Perhaps uniquely among human beings, the younger Haldane found the First World War “a very enjoyable experience” and freely admitted that he “enjoyed the opportunity of killing people.” He was himself wounded twice. After the war he became a successful popularizer of science and wrote twenty-three books (as well as over four hundred scientific papers). His books are still thoroughly readable and instructive, though not always easy to find. He also became an enthusiastic Marxist. It has been suggested, not altogether cynically, that this was out of a purely contrarian instinct and that if he had been born in the Soviet Union he would have been a passionate monarchist. At all events, most of his articles first app
eared in the Communist Daily Worker.
Whereas his father’s principal interests concerned miners and poisoning, the younger Haldane became obsessed with saving submariners and divers from the unpleasant consequences of their work. With Admiralty funding, he acquired a decompression chamber that he called the “pressure pot.” This was a metal cylinder into which three people at a time could be sealed and subjected to tests of various types, all painful and nearly all dangerous. Volunteers might be required to sit in ice water while breathing “aberrant atmosphere,” or subjected to rapid changes of pressurization. In one experiment, Haldane himself simulated a dangerously hasty ascent to see what would happen. What happened was that the dental fillings in his teeth exploded. “Almost every experiment,” Norton writes, “ended with someone having a seizure, bleeding or vomiting.” The chamber was virtually soundproof, so the only way for occupants to signal unhappiness or distress was to tap insistently on the chamber wall or to hold up notes to a small window.

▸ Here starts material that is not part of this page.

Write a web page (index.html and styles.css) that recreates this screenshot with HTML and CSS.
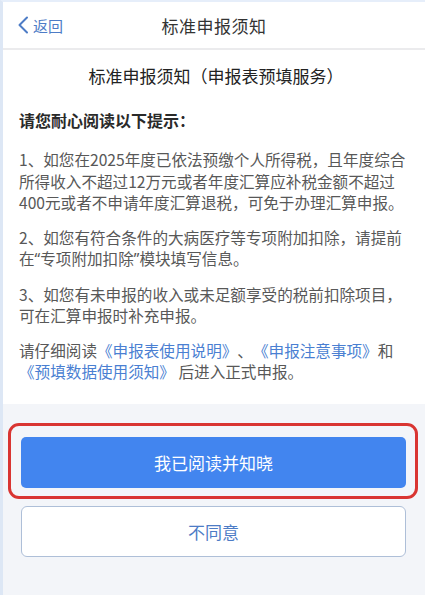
FILE: index.html
```html
<!DOCTYPE html>
<html lang="zh-CN">
<head>
<meta charset="utf-8">
<title>标准申报须知</title>
<link rel="stylesheet" href="styles.css">
</head>
<body>
<div class="screen">
  <header class="nav">
    <a class="back" href="#">
      <svg class="back-icon" viewBox="0 0 12 18" width="12" height="18"><path d="M10 1.5 L2.5 9 L10 16.5" fill="none" stroke="currentColor" stroke-width="2" stroke-linecap="round" stroke-linejoin="round"/></svg>
      <span>返回</span>
    </a>
    <h1 class="nav-title">标准申报须知</h1>
  </header>

  <main class="notice">
    <h2 class="notice-title">标准申报须知（申报表预填服务）</h2>
    <p class="notice-lead">请您耐心阅读以下提示：</p>
    <p class="notice-item">1、如您在2025年度已依法预缴个人所得税，且年度综合<br>所得收入不超过12万元或者年度汇算应补税金额不超过<br>400元或者不申请年度汇算退税，可免于办理汇算申报。</p>
    <p class="notice-item">2、如您有符合条件的大病医疗等专项附加扣除，请提前<br>在<span class="q">“</span>专项附加扣除<span class="q">”</span>模块填写信息。</p>
    <p class="notice-item">3、如您有未申报的收入或未足额享受的税前扣除项目，<br>可在汇算申报时补充申报。</p>
    <p class="notice-item">请仔细阅读<a class="doc-link" href="#">《申报表使用说明》</a>、<a class="doc-link" href="#">《申报注意事项》</a>和<br><a class="doc-link" href="#">《预填数据使用须知》</a> 后进入正式申报。</p>
  </main>

  <footer class="actions">
    <button class="btn btn-primary" type="button">我已阅读并知晓</button>
    <button class="btn btn-outline" type="button">不同意</button>
  </footer>
</div>
</body>
</html>
```

FILE: styles.css
```css
* {
  box-sizing: border-box;
}

html,
body {
  margin: 0;
  padding: 0;
  height: 100%;
}

body {
  font-family: "Noto Sans CJK SC", "Noto Sans", sans-serif;
  background: #f3f5f9;
  text-spacing-trim: space-all;
}

.screen {
  min-height: 100%;
  display: flex;
  flex-direction: column;
  background: #f3f5f9;
  border-left: 3px solid #dde7f5;
  border-top: 2px solid #e6eefa;
}

/* top navigation bar */
.nav {
  position: relative;
  height: 48px;
  display: flex;
  align-items: center;
  justify-content: center;
  background: #fff;
  border-bottom: 2px solid #ebebed;
}

.back {
  position: absolute;
  left: 14px;
  top: 0;
  height: 100%;
  display: flex;
  align-items: center;
  gap: 4px;
  color: #4d7cc6;
  text-decoration: none;
  font-size: 15px;
}

.back-icon {
  display: block;
}

.nav-title {
  margin: 0;
  font-size: 17px;
  font-weight: 400;
  color: #333;
  letter-spacing: 0.5px;
}

/* notice body */
.notice {
  background: #fff;
  padding: 14px 12px 21px 16px;
}

.notice-title {
  margin: 0 0 21px;
  text-align: center;
  font-size: 17px;
  line-height: 24px;
  font-weight: 400;
  color: #222;
}

.notice-lead {
  margin: 0 0 18px;
  font-size: 16px;
  line-height: 22px;
  font-weight: 700;
  color: #2a2a2a;
}

.notice-item {
  margin: 0 0 13px;
  font-size: 15.6px;
  line-height: 21.5px;
  color: #585858;
  white-space: nowrap;
}

.notice-item:last-child {
  margin-bottom: 0;
}

/* narrow western quotes */
.q {
  font-family: "Noto Sans", sans-serif;
}

.doc-link {
  color: #4a7fd2;
  text-decoration: none;
}

/* bottom buttons */
.actions {
  flex: 1;
  display: flex;
  flex-direction: column;
  gap: 18px;
  padding: 33px 19px 30px 18px;
}

.btn {
  height: 51px;
  width: 100%;
  font-family: inherit;
  font-size: 17px;
  border-radius: 5px;
  cursor: pointer;
}

.btn-primary {
  position: relative;
  border: none;
  background: #4285ef;
  color: #fff;
}

/* red highlight ring drawn around the confirm button */
.btn-primary::after {
  content: "";
  position: absolute;
  inset: -14px -12px -11px -13px;
  border: 3px solid #d93532;
  border-radius: 11px;
  pointer-events: none;
}

.btn-outline {
  background: #fff;
  border: 1px solid #aebfd8;
  color: #4d7cc6;
  border-radius: 6px;
}
```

On another occasion, while poisoning himself with elevated levels of oxygen, Haldane had a fit so severe that he crushed several vertebrae. Collapsed lungs were a routine hazard. Perforated eardrums were quite common, too; but, as Haldane reassuringly noted in one of his essays, “the drum generally heals up; and if a hole remains in it, although one is somewhat deaf, one can blow tobacco smoke out of the ear in question, which is a social accomplishment.”
What was extraordinary about this was not that Haldane was willing to subject himself to such risk and discomfort in the pursuit of science, but that he had no trouble talking colleagues and loved ones into climbing into the chamber, too. Sent on a simulated descent, his wife once had a fit that lasted thirteen minutes. When at last she stopped bouncing across the floor, she was helped to her feet and sent home to cook dinner. Haldane happily employed whoever happened to be around, including on one memorable occasion a former Prime Minister of Spain, Juan Negrín. Dr. Negrín complained afterwards of minor tingling and “a curious velvety sensation on the lips” but otherwise seems to have escaped unharmed. He may have considered himself very lucky. A similar experiment with oxygen deprivation left Haldane without feeling in his buttocks and lower spine for six years.